It seems strange to me that there is so little public discussion about the rather sweeping SMS patent enforcement campaign by Telecommunication Systems, Inc..
A little over a year ago, Telecommunications Systems (TCS) and their attorneys started sending out letters to SMS service providers and their clients across the country. TCS claimed that they were infringing on the “Smith” patents (US Patent #'s 6,891,811 and 7,355,990) that cover MO (mobile originated) SMS application-to-person (A2P) services.
I was curious so I downloaded both patents and spent a day going through them. The claim is that many SMS service providers are infringing on the patents because their services enable a person to send an SMS message to an application and receive a response. Pretty basic.
In a nutshell, the general scenario is:
A cell phone subscriber sends an MO text message to a short code (its doesn't have to be a short code, but this is where TCS appears to be focusing)

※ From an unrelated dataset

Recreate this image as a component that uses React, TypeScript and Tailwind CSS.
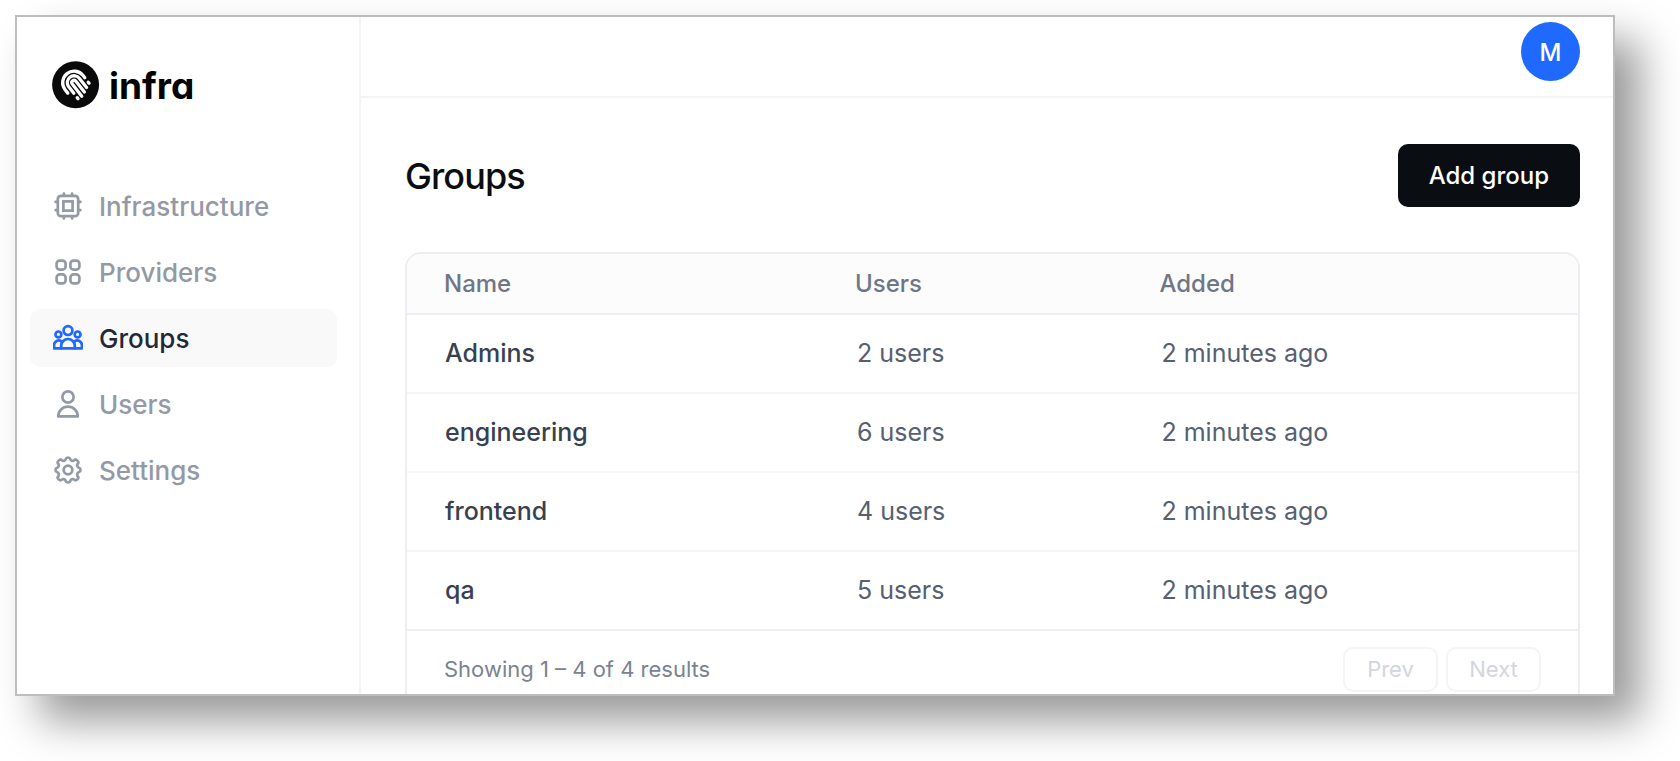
import type { ReactNode } from 'react';

const groups = [
  { name: 'Admins', users: 2, added: '2 minutes ago' },
  { name: 'engineering', users: 6, added: '2 minutes ago' },
  { name: 'frontend', users: 4, added: '2 minutes ago' },
  { name: 'qa', users: 5, added: '2 minutes ago' },
];

function Icon({ children }: { children: ReactNode }) {
  return (
    <svg
      className="size-[30px] shrink-0"
      viewBox="0 0 30 30"
      fill="none"
      stroke="currentColor"
      strokeWidth="2.7"
      strokeLinecap="round"
      strokeLinejoin="round"
      aria-hidden="true"
    >
      {children}
    </svg>
  );
}

function ChipIcon() {
  return (
    <Icon>
      <rect x="4.8" y="4.8" width="20.4" height="20.4" rx="3.2" />
      <rect x="10.4" y="10.4" width="9.2" height="9.2" strokeLinejoin="miter" />
      <path d="M10.9 4.5V2.6M19.1 4.5V2.6M10.9 27.4v-1.9M19.1 27.4v-1.9M4.5 10.9H2.6M4.5 19.1H2.6M27.4 10.9h-1.9M27.4 19.1h-1.9" />
    </Icon>
  );
}

function GridIcon() {
  return (
    <Icon>
      <rect x="3.6" y="3.6" width="9" height="9" rx="3.2" />
      <rect x="17.4" y="3.6" width="9" height="9" rx="3.2" />
      <rect x="3.6" y="17.4" width="9" height="9" rx="3.2" />
      <rect x="17.4" y="17.4" width="9" height="9" rx="3.2" />
    </Icon>
  );
}

function GroupsIcon() {
  return (
    <Icon>
      <circle cx="15" cy="7.6" r="4.4" />
      <circle cx="5.4" cy="11.4" r="2.9" />
      <circle cx="24.6" cy="11.4" r="2.9" />
      <path d="M8.2 25.4v-2.6a6.8 6.8 0 0 1 13.6 0v2.6" />
      <path d="M8.4 18.4a4.6 4.6 0 0 0-7.3 3.6v3.4h27.8V22a4.6 4.6 0 0 0-7.3-3.6" />
    </Icon>
  );
}

function UserIcon() {
  return (
    <Icon>
      <circle cx="15" cy="8" r="5.6" />
      <path d="M5.2 27.4a9.8 9.8 0 0 1 19.6 0Z" />
    </Icon>
  );
}

function GearIcon() {
  return (
    <Icon>
      <path d="M12.7 4.2a2.4 2.4 0 0 1 4.6 0 2.4 2.4 0 0 0 3.4 1.4 2.4 2.4 0 0 1 3.7 3.7 2.4 2.4 0 0 0 1.4 3.400 2.400 2.400 0 0 1 0 4.600 2.400 2.400 0 0 0-1.400 3.400 2.400 2.400 0 0 1-3.700 3.700 2.400 2.400 0 0 0-3.400 1.400 2.400 2.400 0 0 1-4.600 0 2.400 2.400 0 0 0-3.400-1.400 2.400 2.400 0 0 1-3.700-3.700 2.400 2.400 0 0 0-1.400-3.400 2.400 2.400 0 0 1 0-4.600 2.400 2.400 0 0 0 1.400-3.400 2.400 2.400 0 0 1 3.700-3.700 2.400 2.400 0 0 0 3.400-1.400Z" />
      <circle cx="15" cy="15" r="4.3" />
    </Icon>
  );
}

function Logo() {
  return (
    <a href="#" className="flex items-center gap-[9px] text-black">
      <svg className="size-12" viewBox="0 0 48 48" fill="none" aria-hidden="true">
        <circle cx="23.6" cy="23.8" r="23.5" fill="#0a0a0a" />
        <g transform="translate(22.1 21.6) rotate(-38) scale(1.1)" stroke="#fff" strokeWidth="3" strokeLinecap="round">
          <path d="M-10.4 4V0a10.4 10.4 0 0 1 20.8 0v2.5M10.4 7.6v1.2" />
          <path d="M-6.2 7.5V0A6.200 6.200 0 0 1 6.200 0v10.500M-6.200 12.500v1.200" />
          <path d="M-2.100 14V0A2.100 2.100 0 0 1 2.100 0v12.500" />
        </g>
      </svg>
      <span className="pt-0.5 text-[37px] leading-10 font-bold [font-feature-settings:'cv11']">infra</span>
    </a>
  );
}

const nav = [
  { label: 'Infrastructure', icon: <ChipIcon /> },
  { label: 'Providers', icon: <GridIcon /> },
  { label: 'Groups', icon: <GroupsIcon />, active: true },
  { label: 'Users', icon: <UserIcon /> },
  { label: 'Settings', icon: <GearIcon /> },
];

export default function App() {
  return (
    <div className="h-screen bg-white pt-[15px] pr-[65px] pb-[65px] pl-[15px] font-[Inter,sans-serif]">
      <div className="flex h-full overflow-hidden border-2 border-[#bdbdbd] bg-white shadow-[25px_25px_40px_rgba(0,0,0,0.4)]">
        <aside className="w-[344px] shrink-0 border-r-2 border-[#f4f4f5] pt-11 pr-[22px] pl-[13px]">
          <div className="pl-[22px]">
            <Logo />
          </div>
          <nav aria-label="Main" className="mt-[68px] flex flex-col gap-2">
            {nav.map((item) => (
              <a
                key={item.label}
                href="#"
                aria-current={item.active ? 'page' : undefined}
                className={
                  item.active
                    ? 'flex h-[58px] items-center gap-4 rounded-[10px] bg-[#f9f9f9] px-[23px] text-[26px] font-medium text-[#1f2937]'
                    : 'flex h-[58px] items-center gap-4 rounded-[10px] px-[23px] text-[26px] font-medium text-[#9399a5]'
                }
              >
                <span className={item.active ? 'text-[#1f69ff]' : 'text-[#9399a5]'}>{item.icon}</span>
                {item.label}
              </a>
            ))}
          </nav>
        </aside>

        <div className="min-w-0 flex-1">
          <header className="flex h-[81px] items-start justify-end border-b-2 border-[#f4f4f5] pt-[5px] pr-[33px]">
            <button
              type="button"
              className="size-[59px] rounded-full bg-[#1f69ff] pt-0.5 text-2xl font-medium text-white"
            >
              M
            </button>
          </header>

          <main className="pt-[46px] pr-[33px] pl-11">
            <div className="flex items-center justify-between">
              <h1 className="text-4xl font-medium tracking-tight text-[#0b0d12]">Groups</h1>
              <button
                type="button"
                className="h-[63px] rounded-[10px] bg-[#0a0d12] px-[31px] text-2xl font-medium text-white"
              >
                Add group
              </button>
            </div>

            <section className="mt-[45px] overflow-hidden rounded-2xl border-2 border-[#ededf2]">
              <table className="w-full table-fixed text-left">
                <colgroup>
                  <col className="w-[38%]" />
                  <col className="w-[26%]" />
                  <col />
                </colgroup>
                <thead className="bg-[#fcfcfc] text-2xl text-[#6f7685]">
                  <tr className="h-[60px] border-b-2 border-[#ededf2]">
                    <th scope="col" className="pl-[37px] font-medium">Name</th>
                    <th scope="col" className="pl-[3px] font-medium">Users</th>
                    <th scope="col" className="pl-[3px] font-medium">Added</th>
                  </tr>
                </thead>
                <tbody className="text-[25px] text-[#566070]">
                  {groups.map((group) => (
                    <tr key={group.name} className="h-[79px] border-b-2 border-[#f5f5f7] last:border-[#ededf2]">
                      <td className="pl-[38px] font-medium text-[#374151]">{group.name}</td>
                      <td className="pl-[5px]">{group.users} users</td>
                      <td className="pl-[5px]">{group.added}</td>
                    </tr>
                  ))}
                </tbody>
              </table>
              <div className="flex h-[76px] items-center justify-between px-[37px] text-[22px] text-[#7b8290]">
                <p>Showing 1 – 4 of 4 results</p>
                <div className="flex gap-2 text-[#d3d6dc]">
                  <button type="button" disabled className="h-[45px] w-[95px] rounded-[10px] border-2 border-[#f4f4f5]">
                    Prev
                  </button>
                  <button type="button" disabled className="h-[45px] w-[95px] rounded-[10px] border-2 border-[#f4f4f5]">
                    Next
                  </button>
                </div>
              </div>
            </section>
          </main>
        </div>
      </div>
    </div>
  );
}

A "gateway" server receives the text message, inserts it into an HTTP request, and sends it to an application server over the internet
The application server replies via HTTP with some piece of information
The gateway server inserts the piece of information into a text message and sends it back to the cell phone
The key elements are that A) the mobile originated (MO) SMS must be inserted into an HTTP request, and B) the HTTP response must in turn be inserted into a mobile terminated (MT) SMS message and sent back to the cell phone, thus establishing a two-way communication.
There is some debate as to whether or not "prior art" exists bringing into question the validity of the patent. The most compelling case seems to be from Kannel.org, the open source SMS gateway provider. Kannel states “This technology has been Open-Source since at least 1999 and there is plenty of documentation to prove it publicly on Kannel.org.”
Nevertheless, TCS does have a registered patent with USPTO and they can and will attempt to enforce it. All technology firms using SMS communications should review their services in light of these patents and determine if they are at risk of an infringement claim.